In April 2009, First Southern CEO Woody Castleberry asked BKD how it should handle bonds on its books.

“We would prefer to book them as bonds in our portfolio, but we thought we should get your input,” Castleberry said in an email to BKD that was attached as an exhibit in BKD’s filings.

Castleberry also touted how solid the bonds were.

“These are small, Arkansas improvement districts that have been formed with the assistance of the law firm of the fellow who is the driving force behind” buying the majority ownership interest in the bank, he wrote about Lewis. At that time, Lewis was buying a majority interest of the bank through a trust he created with his children as the beneficiaries.

“I’ve looked into them … and they are excellent investments, especially given the tax free yields they offer,” Castleberry said in the April 2009 email. “They pay annual equal payments of principal and interest.”

BKD’s managing partner, Ryan Underwood, then asked Castleberry if the bonds were private placement or if they had been available for sale to the general public. He also wanted to know what percentage of the bonds the bank bought.

Castleberry turned the questions over to Lewis, who began covering his tracks.

Lewis, in an email response, said the bonds were private placements. But the answer he gave Castleberry to Underwood’s other question was convoluted:

“Oftentimes, there are multiple bonds issued by the same issuer in the same series that are divided amongst buyers,” Lewis wrote in the April 7, 2009, email to Castleberry. “Other times, there can be multiple series from the same issuer but there might just be one bond in the same series, e.g., ABC issuer has 2002A, 2002B and each series might have been different – Series 2002A might have 4 – $500,000 bonds = $2 MM issue and Series 2002B might have 1 – $300,000 bond.

“I realize that can be very confusing,” Lewis wrote. “See if that answers his questions.”

Based on Lewis’ answer, BKD’s Underwood suggested the bonds should continue to be classified as loans “since they would probably not qualify as investment grade,” he said in the April 2009 email exchange.

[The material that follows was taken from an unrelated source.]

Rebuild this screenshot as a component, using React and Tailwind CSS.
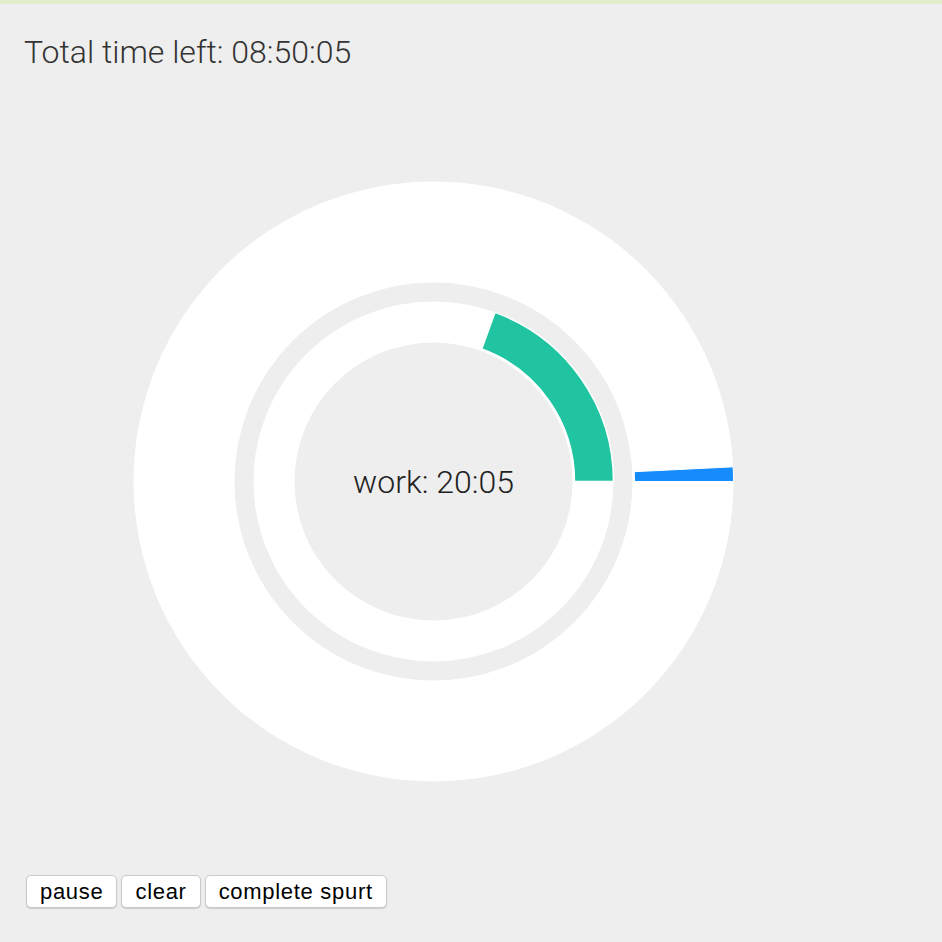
import React from 'react';

const C = 301.5;

function arcPath(r0, r1, a0, a1) {
  // angles in degrees, clockwise from 12 o'clock
  const rad = (a) => ((a - 90) * Math.PI) / 180;
  const p = (r, a) => [C + r * Math.cos(rad(a)), C + r * Math.sin(rad(a))];
  const large = a1 - a0 > 180 ? 1 : 0;
  const [x0, y0] = p(r1, a0);
  const [x1, y1] = p(r1, a1);
  const [x2, y2] = p(r0, a1);
  const [x3, y3] = p(r0, a0);
  return `M${x0} ${y0}A${r1} ${r1} 0 ${large} 1 ${x1} ${y1}L${x2} ${y2}A${r0} ${r0} 0 ${large} 0 ${x3} ${y3}Z`;
}

export default function App() {
  const buttons = ['pause', 'clear', 'complete spurt'];

  return (
    <div className="min-h-[942px] bg-[#eeeeee] flex flex-col" style={{ fontFamily: 'Roboto, sans-serif' }}>
      <div className="h-[4px] bg-[#dfedcb]" />
      <h1 className="pl-[24px] pt-[28px] text-[32px] leading-[40px] font-light text-[#333333]">
        Total time left: 08:50:05
      </h1>
      <div className="mt-[108px] ml-[132px] relative w-[603px] h-[603px]">
        <svg width="603" height="603" viewBox="0 0 603 603" className="block">
          <circle cx={C} cy={C} r="300" fill="#ffffff" />
          <circle cx={C} cy={C} r="189.5" fill="none" stroke="#eeeeee" strokeWidth="19" />
          <circle cx={C} cy={C} r="139" fill="#eeeeee" />
          <path d={arcPath(141, 180, 20, 90)} fill="#20c4a1" stroke="#ffffff" strokeWidth="1.5" />
          <path d={arcPath(201, 300, 87.2, 90)} fill="#168bfc" stroke="#ffffff" strokeWidth="1" />
        </svg>
        <div className="absolute inset-0 flex items-center justify-center">
          <span className="text-[32px] font-light text-[#222222]">work: 20:05</span>
        </div>
      </div>
      <div className="mt-[92px] pl-[26px] flex gap-[4px]">
        {buttons.map((b) => (
          <button
            key={b}
            className="h-[33px] px-[13px] bg-white border border-[#c9c9c9] rounded-[5px] shadow-[0_1px_1px_rgba(0,0,0,0.15)] text-[22px] tracking-[0.7px] leading-none text-black"
            style={{ fontFamily: '"Liberation Sans", Arial, sans-serif' }}
          >
            {b}
          </button>
        ))}
      </div>
    </div>
  );
}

In June 2009, BKD conducted a loan review for the bank. The bonds, classified as loans, hadn’t been subject to BKD’s loan review procedures, and BKD noted that the bond files it had seen “had nominal documentation,” according to the FDIC’s lawsuit.

And that should have raised red flags, the FDIC said.

“Considering that even a cursory review of the Bond files would have raised concerns about the sufficiency of the documentation, it appears the BKD auditors did not review the files at all, or lacked the proficiency and technical training to understand the implications of the documentation deficiencies,” the lawsuit said. “Had a proper review of the Bond files been conducted, BKD would have determined that the Bonds were fraudulent, which it would have been required to report to [First Southern Bank] management.”

Between December 2008 and Oct. 5, 2009, First Southern bought 13 bonds through Lewis for a total of $10.8 million. The bank bought 10 more bonds from Lewis for a total of $12.5 million between Dec. 16, 2009, and Sept. 29, 2010.

The FDIC is suing for professional negligence, gross negligence and breach of contract.

BKD Cites Limits of Control

BKD said in its motion to dismiss the FDIC’s complaint that First Southern Bank knew that the 2009 audit wasn’t designed to detect fraud.

“The FDIC has failed to plead what, where, when and how BKD would have discovered Lewis’ fraud against FSB that FSB itself never detected,” according to the motion filed by its attorneys, Philip Kaplan of Little Rock and Timothy McNamara of Kansas City, Missouri.

BKD said in the lawsuit that when it was hired in June 2009 to conduct the 2009 audit, it warned First Southern that the audit isn’t “designed to provide assurance on internal control. … Because of the limits of internal control, errors, fraud, illegal acts or instances of noncompliance may occur and not be detected.”

BKD also blames First Southern’s management for not doing a better job at detecting the fraud.

“The FDIC’s Complaint pleads a world where FSB bankers apparently had little or no responsibility for investigating the particulars of each proposed transaction, meeting the principals, inspecting construction plans or existing infrastructure, or otherwise exercising appropriate due diligence,” BKD said in its motion.

The FDIC’s Barr declined to comment on the lawsuit. BKD’s attorney Kaplan referred questions to McNamara, who didn’t immediately return a call last week.

What’s Necessary to Win

In order to win the lawsuit, the FDIC will have to show that BKD deviated from the general accepted auditing standards, said George Washington University law and accounting professor Lawrence Cunningham, who wrote the textbook “Introductory Accounting & Auditing for Lawyers.” It also will have to show that “if these steps had been taken properly, they’d have found out that these bonds were phony far earlier on, minimizing all those losses,” he said.

For BKD to prevail, it will have to show that it followed the accepted auditing standards and argue that “sometimes these crooks are so good that not even a great auditor can” detect the fraud,” Cunningham said.

BKD might be helped in making that argument by the fact that eight other banks either bought phony bonds from Lewis or loaned him money secured by the worthless bonds. Two other banks were stung by Lewis because they loaned him money to buy the controlling interest in First Southern and the shares of First Southern stock that he used as collateral were worthless when the bank failed.

U.S. District Court Judge James Moody Jr. hasn’t ruled on BKD’s motion to dismiss as of Thursday, but the case has a proposed trial date of July 13, 2015.